Take the thread past the post and build a neat “head” of thread on the shank returning the thread to the base of the post and then IMPORTANTLY, make one wrap of thread around the base of the post so that the thread is now wrapping around the post and not the hook shank. This will be important in a moment when you trap the wound hackle to the post.
Tip the hook shank slightly downwards in the vice as this makes winding the hackle easier than simply winding completely horizontal.
Wrap the hackle in touching turns down the post, this is a far stronger and neater way of tying in the hackle than the commonly used method of winding it up and back down again.
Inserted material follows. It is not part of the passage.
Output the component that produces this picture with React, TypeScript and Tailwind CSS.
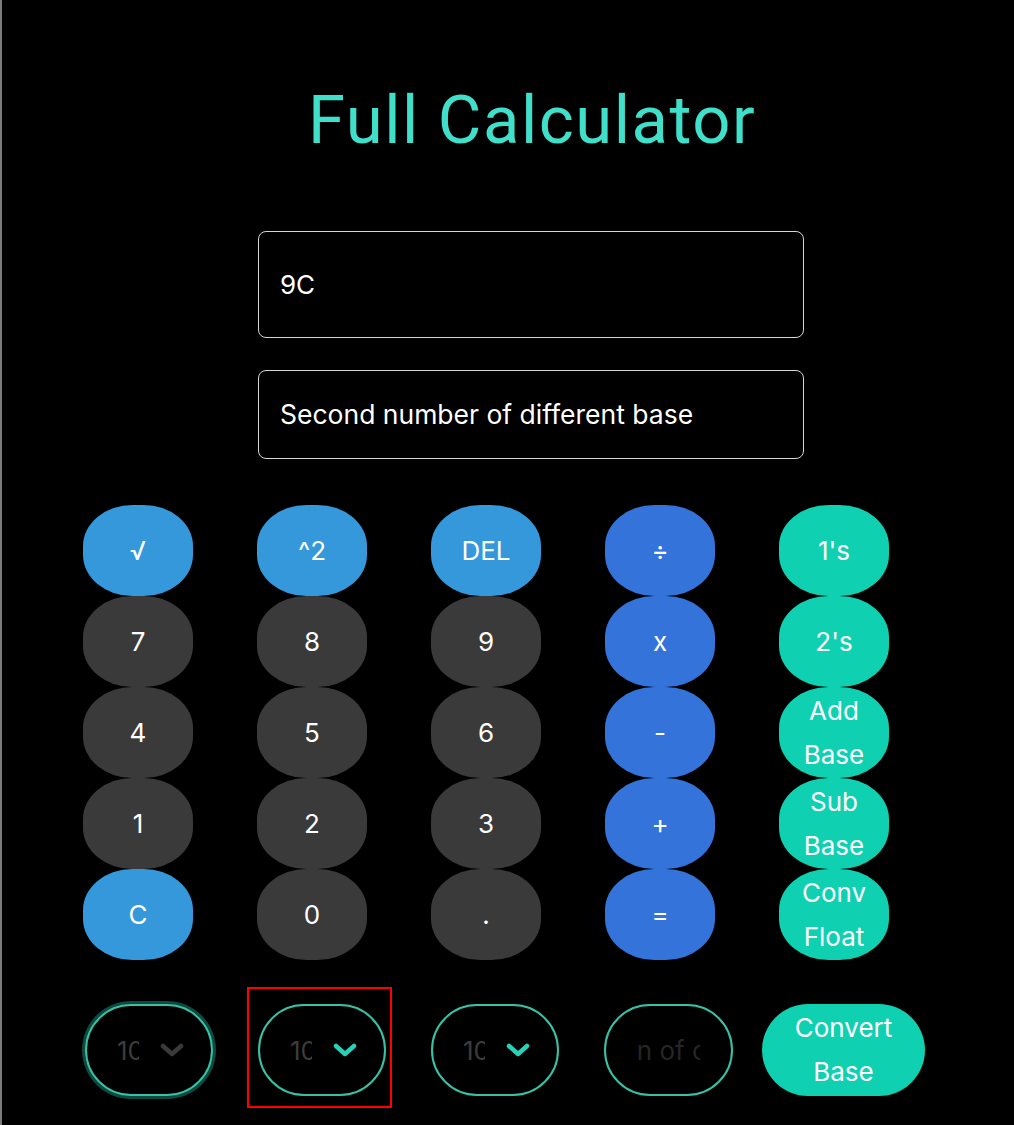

Done like this the hackle will not slip off the post after a fish or two.
Leaving the hackle pliers hanging on your side of the hook catch in the hackle to the post with a single wrap of thread and trim the excess.
Touch a few millimeters of thread with super glue on a brush to wet it and make two wraps carefully around the base of the post catching in the hackle at the same time. (A super glue whip finish). Pull the thread tight supporting the hook for a moment for the glue to take and trim the excess thread.
Finally trim any fibres which have been caught in the thread and are pointing downwards, and there you have it, a Bog Standard Parachute fly. Once into your stride you should be able to tie around a dozen an hour, maybe more. Changing thread and hackle colours you can imitate almost any midge or mayfly in suitable sizes.
Certainly this probably isn’t going to win any “most complicated fly” competitions, but they are highly durable and effective and will offer you options to cover any number of different hatches.
Variations: Obviously colour variations are easy to achieve and with the wide variety of thread colours available you can let your artistic skills run riot. In addition, coloured posts for greater visibility, longer posts also aid sighting the fly on rough water. You can of course dub the bodies, use ribbing or even quill and hackle stalk for the abdomens if you would like to. A twist of dubbing around the thorax and head will give neater finish on quill bodies but mostly I use these simple thread creations and they work just fine as they are.